A news report from 9 News Central West in Australia, reported on a very unusual occurrence to have happened during their current ongoing drought.
A family of farmers, in a bid to cope with the extremely warm weather and provide for their stock, dug up silage which was 23 years old. Farmer Andrew Bowman was only ten-years-old when his family buried the large quantity of silage, in two huge silage pits covered with sand.
The pits were filled with 1,500 bales of Ryegrass and they should have remained underground for longer, though worsening drought conditions during the ‘Big Dry’ forced the family to dig up the crop.
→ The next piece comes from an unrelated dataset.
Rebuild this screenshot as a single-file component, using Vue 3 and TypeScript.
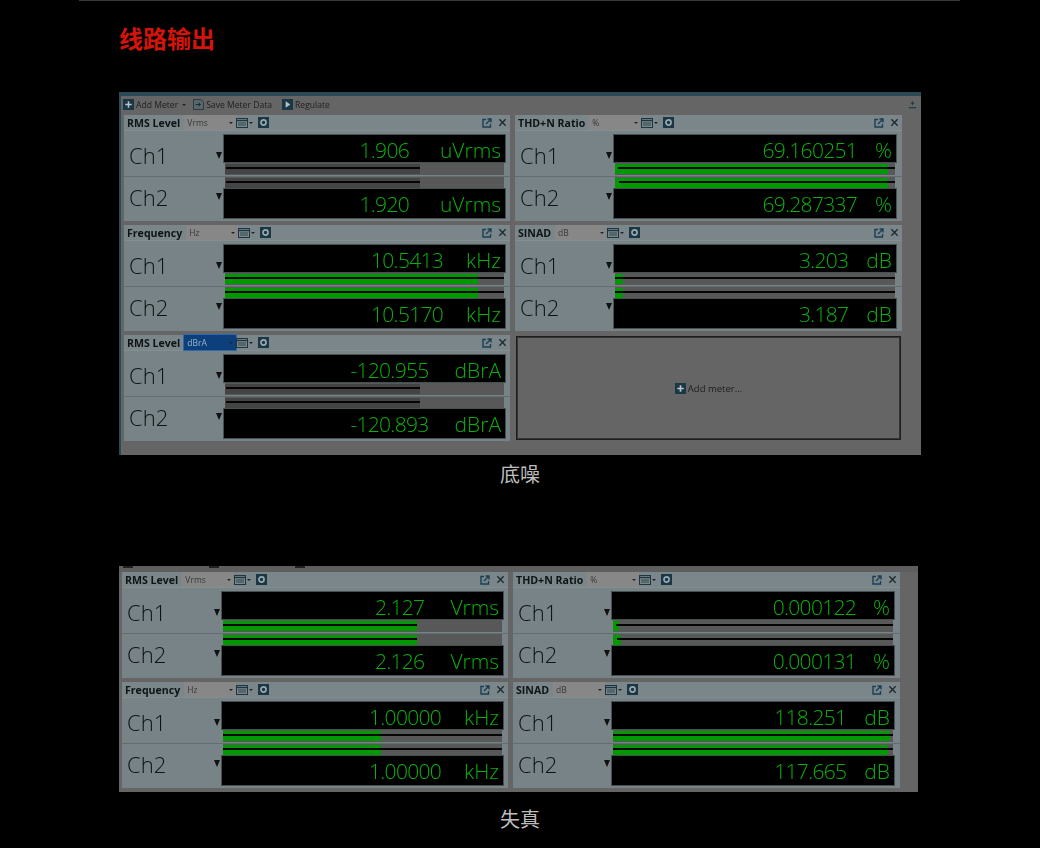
<script setup lang="ts">
interface Bar { fill: number; line: number; start: number; dim?: boolean }
interface Row { name: string; value: string; bar: Bar }
interface Meter { title: string; unit: string; sel: string; gap: number; active?: boolean; rows: [Row, Row] }

const row = (name: string, value: string, fill: number, line: number, start = 0, dim = false): Row => ({
  name, value, bar: { fill, line, start, dim },
})

const noise: Meter[] = [
  { title: 'RMS Level', unit: 'uVrms', sel: 'Vrms', gap: 31, rows: [row('Ch1', '1.906', 70, 70, 1, true), row('Ch2', '1.920', 70, 70, 1, true)] },
  { title: 'THD+N Ratio', unit: '%', sel: '%', gap: 18, rows: [row('Ch1', '69.160251', 97.5, 100, 3), row('Ch2', '69.287337', 97.5, 100, 4)] },
  { title: 'Frequency', unit: 'kHz', sel: 'Hz', gap: 23, rows: [row('Ch1', '10.5413', 90.7, 100), row('Ch2', '10.5170', 90.7, 100)] },
  { title: 'SINAD', unit: 'dB', sel: 'dB', gap: 18, rows: [row('Ch1', '3.203', 3, 100), row('Ch2', '3.187', 3, 100)] },
  { title: 'RMS Level', unit: 'dBrA', sel: 'dBrA', gap: 26, active: true, rows: [row('Ch1', '-120.955', 70, 70, 1, true), row('Ch2', '-120.893', 70, 70, 1, true)] },
]
const dist: Meter[] = [
  { title: 'RMS Level', unit: 'Vrms', sel: 'Vrms', gap: 26, rows: [row('Ch1', '2.127', 69.7, 69.7), row('Ch2', '2.126', 69.7, 69.7)] },
  { title: 'THD+N Ratio', unit: '%', sel: '%', gap: 17, rows: [row('Ch1', '0.000122', 2, 100, 3), row('Ch2', '0.000131', 3, 100, 4)] },
  { title: 'Frequency', unit: 'kHz', sel: 'Hz', gap: 23, rows: [row('Ch1', '1.00000', 56.6, 100), row('Ch2', '1.00000', 56.6, 100)] },
  { title: 'SINAD', unit: 'dB', sel: 'dB', gap: 18, rows: [row('Ch1', '118.251', 98.9, 100), row('Ch2', '117.665', 98.3, 100)] },
]
const groups = [
  { id: 'noise', meters: noise, caption: '底噪', add: true },
  { id: 'dist', meters: dist, caption: '失真', add: false },
]
</script>

<template>
  <div class="page">
    <div class="rule"></div>
    <h1 class="title">线路输出</h1>
    <section v-for="g in groups" :key="g.id" class="group" :class="g.id">
      <div class="shot">
        <div v-if="g.add" class="toolbar">
          <svg class="tb-ico" viewBox="0 0 12 12"><rect width="12" height="12" fill="#1b3746"/><path d="M6 2.500v7M2.500 6h7" stroke="#b9c4c8" stroke-width="1.600"/></svg>
          <span>Add Meter</span><i class="caret"></i>
          <svg class="tb-ico save" viewBox="0 0 12 12"><path d="M.5.5h8l3 3v8H.5z" fill="#59676b" stroke="#23343d"/><path d="M3 6h5M6 4l2 2-2 2" stroke="#10242e" fill="none"/></svg>
          <span>Save Meter Data</span>
          <svg class="tb-ico play" viewBox="0 0 12 12"><rect width="12" height="12" fill="#1b3746"/><path d="M4 2.500l5 3.500-5 3.500z" fill="#b9c4c8"/></svg>
          <span>Regulate</span>
          <svg class="tb-ico dl" viewBox="0 0 10 10"><path d="M5 1.500v4M3 3.500h4M1 8.500h8" stroke="#1f3c4c" stroke-width="1.200"/></svg>
        </div>
        <div v-else class="crop"><i></i><i></i><i></i></div>
        <div class="grid">
          <article v-for="(m, mi) in g.meters" :key="mi" class="meter">
            <header class="head">
              <b>{{ m.title }}</b>
              <span class="sel" :class="{ on: m.active }"><em>{{ m.sel }}</em><i class="caret"></i></span>
              <svg class="rom" viewBox="0 0 12 10"><rect x=".5" y=".5" width="11" height="9" fill="#7a8789" stroke="#1c3540"/><path d="M.5 2.500h11" stroke="#1c3540" stroke-width="1.400"/><path d="M2 5h8M2 7h8" stroke="#2f4650"/></svg>
              <i class="caret small"></i>
              <svg class="gear" viewBox="0 0 12 12"><rect width="12" height="12" fill="#1b3746"/><circle cx="6" cy="6" r="2.800" fill="none" stroke="#9aa9ad" stroke-width="1.800"/></svg>
              <svg class="pop" viewBox="0 0 10 10"><path d="M4 1.500H1v7.500h7.500V6" fill="none" stroke="#1a3f55" stroke-width="1.400"/><path d="M4 6l4.500-4.500M5.500 1h3.500v3.500" fill="none" stroke="#1a3f55" stroke-width="1.400"/></svg>
              <svg class="close" viewBox="0 0 10 10"><path d="M1.500 1.500l7 7M8.500 1.500l-7 7" stroke="#1d2b30" stroke-width="1.500"/></svg>
            </header>
            <div v-for="(r, ri) in m.rows" :key="r.name" class="row" :class="ri === 0 ? 'first' : 'second'">
              <div class="label"><span>{{ r.name }}</span><i class="tri"></i></div>
              <div class="read">
                <div class="display">
                  <span class="num">{{ r.value }}</span><span class="unit" :style="{ marginLeft: m.gap + 'px' }">{{ m.unit }}</span>
                </div>
                <div class="bar">
                  <div class="strip s1"><i :class="{ dim: r.bar.dim }" :style="{ width: r.bar.fill + '%' }"></i></div>
                  <div class="strip s2"><i :class="{ dim: r.bar.dim }" :style="{ width: r.bar.fill + '%' }"></i>
                    <u :style="{ left: r.bar.start + 'px', width: 'calc(' + r.bar.line + '% - ' + r.bar.start + 'px)' }"></u>
                  </div>
                  <div class="strip s3"><i :class="{ dim: r.bar.dim }" :style="{ width: r.bar.fill + '%' }"></i></div>
                </div>
              </div>
            </div>
          </article>
          <button v-if="g.add" class="add">
            <svg class="tb-ico" viewBox="0 0 12 12"><rect width="12" height="12" fill="#1b3746"/><path d="M6 2.500v7M2.500 6h7" stroke="#b9c4c8" stroke-width="1.800"/></svg>
            <span>Add meter...</span>
          </button>
        </div>
      </div>
      <p class="caption">{{ g.caption }}</p>
    </section>
  </div>
</template>

<style>
html, body { background: #000; margin: 0; }
</style>

<style scoped>
.page {
  width: 1040px;
  height: 848px;
  overflow: hidden;
  background: #000;
  font-family: "Open Sans", "Noto Sans CJK SC", sans-serif;
}
.rule { height: 1px; width: 881px; margin-left: 79px; background: #3a3a3a; }
.title {
  margin: 22px 0 0 119px;
  height: 30px;
  font: 700 24px/30px "Noto Sans CJK SC", sans-serif;
  color: #d4140a;
}
.group { margin-left: 119px; }
.group.noise { margin-top: 39px; }
.group.dist { margin-top: 79px; }
.shot {
  background: #656565;
  display: flex;
  flex-direction: column;
  filter: blur(0.35px);
}
.noise .shot {
  width: 800px;
  height: 359px;
  border-top: 4px solid #2b4a55;
  border-left: 2px solid #2b4a55;
}
.dist .shot {
  width: 799px;
  height: 226px;
  box-sizing: border-box;
  padding-left: 3px;
}
.toolbar {
  height: 17px;
  margin-left: 2px;
  display: flex;
  align-items: center;
  font-size: 8.6px;
  color: #1e1e1e;
  flex-shrink: 0;
}
.tb-ico { width: 11px; height: 11px; flex-shrink: 0; margin-right: 2px; }
.save { margin-left: 7px; }
.play { margin-left: 10px; }
.dl { margin-left: auto; margin-right: 4px; width: 9px; height: 9px; }
.caret {
  width: 0; height: 0;
  border: 2px solid transparent;
  border-top: 2.5px solid #222;
  border-bottom: 0;
  margin-left: 4px;
}
.crop {
  height: 6px;
  display: flex;
  gap: 76px;
  padding-left: 4px;
  box-sizing: border-box;
  margin: 0 0 0 -3px;
  background: #5e5e5e;
}
.crop i { display: block; width: 10px; height: 2px; background: #222; }
.grid {
  display: grid;
  grid-template-columns: 386px 387px;
  grid-auto-rows: 106px;
  column-gap: 5px;
  row-gap: 4px;
  margin-left: 3px;
  margin-top: 2px;
}
.dist .grid { margin-left: 0; margin-top: 0; }
.meter {
  background: #778386;
  display: flex;
  flex-direction: column;
}
.head {
  height: 16px;
  display: flex;
  align-items: center;
  padding-left: 3px;
  background: #7a8689;
  border-bottom: 1px solid #848f91;
  box-sizing: border-box;
  font-size: 10.6px;
  color: #0e1416;
}
.head b { font-weight: 700; margin-right: 4px; white-space: nowrap; }
.sel {
  width: 52px;
  height: 15px;
  background: #878787;
  display: flex;
  align-items: center;
  justify-content: space-between;
  box-sizing: border-box;
  padding: 0 3px;
  font-size: 8.5px;
  color: #343a3c;
  flex-shrink: 0;
}
.sel em { font-style: normal; }
.sel .caret { margin: 0; }
.sel.on { background: #0c3f7c; outline: 1px solid #2f6aa8; color: #9db4cf; }
.rom { width: 12px; height: 10px; flex-shrink: 0; }
.caret.small { margin-left: 1px; }
.gear { width: 11px; height: 11px; margin-left: 5px; flex-shrink: 0; }
.pop { width: 10px; height: 10px; margin-left: auto; flex-shrink: 0; }
.close { width: 9px; height: 9px; margin: 0 3px 0 6px; flex-shrink: 0; }
.row { display: flex; flex: 1; }
.row.first { border-bottom: 1px solid #626d6f; }
.label {
  width: 100px;
  flex-shrink: 0;
  display: flex;
  align-items: center;
  justify-content: space-between;
  padding: 0 2px 0 5px;
  box-sizing: border-box;
  font-size: 22px;
  font-weight: 300;
  color: #0d1214;
}
.meter:nth-child(even) .label { width: 99px; }
.first .label { padding-top: 4px; }
.second .label { padding-bottom: 4px; }
.tri {
  width: 0; height: 0;
  border: 3.5px solid transparent;
  border-top: 7px solid #111;
  border-bottom: 0;
}
.read { width: 281px; display: flex; flex-direction: column; }
.meter:nth-child(even) .read { width: 282px; }
.first .read { padding-top: 4px; }
.second .read { flex-direction: column-reverse; justify-content: flex-end; }
.display {
  height: 27px;
  background: #000;
  outline: 1px solid #465053;
  display: flex;
  justify-content: flex-end;
  align-items: center;
  padding: 2px 4px 0 0;
  box-sizing: border-box;
  font-size: 21px;
  font-weight: 300;
  color: #0cb00c;
  white-space: nowrap;
}
.num { letter-spacing: -0.7px; }
.second .display { height: 29px; }
.bar {
  height: 12px;
  margin: 1px 1px 0 1px;
  background: #585858;
  display: flex;
  flex-direction: column;
}
.second .bar { margin: 0 1px 0 1px; }
.strip { position: relative; display: flex; }
.s1 { height: 3px; margin-top: 1px; }
.s2 { height: 2px; }
.s3 { height: 5px; }
.strip i { display: block; background: #009a00; }
.strip i.dim { background: #444; }
.strip u { position: absolute; top: 0; height: 100%; background: #060606; }
.add {
  border: 1px solid #1e1e1e;
  outline: 1px solid #333;
  outline-offset: -2px;
  background: #656565;
  margin: 1px;
  font: 9.5px "Open Sans", sans-serif;
  color: #202020;
  display: flex;
  align-items: center;
  justify-content: center;
}
.caption {
  margin: 6px 0 0;
  width: 802px;
  height: 26px;
  text-align: center;
  font: 400 20px/26px "Noto Sans CJK SC", sans-serif;
  color: #bdbdbd;
}
.dist .caption { margin-top: 14px; }
</style>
“When this was put down, Andrew’s dad said I am putting it in for the next generation, I won’t be pulling it out. But here we are pulling it out,” said Andrew’s mother Pamela.
The family farm in Dunedoo, a small village in South West Australia and they say they have always focused on fodder conservation.
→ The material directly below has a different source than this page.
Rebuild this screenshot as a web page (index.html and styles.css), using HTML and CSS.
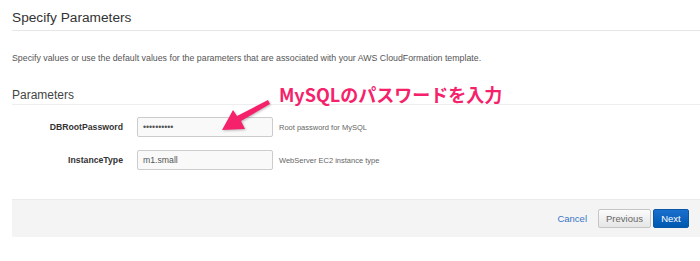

“My grandfather always had excess feed. Made it in the paddock and stored in the paddock and fed it out when he had to.” said Brian Bowman.
The 23-year-old loosened silage is said to be extra sweet and is thoroughly enjoyed by the livestock.
“They absolutely love it. It is pretty difficult to get through the gate with them, without them trying to eat the tractor,”, said Andrew.
The family plan to continue their fodder conservation, by looking to build up another excess fodder supply for storage.
“If the season allows us to have an excess fodder supply...I will certainly, looking at how well this worked, look at putting it underground again”, Andrew concluded.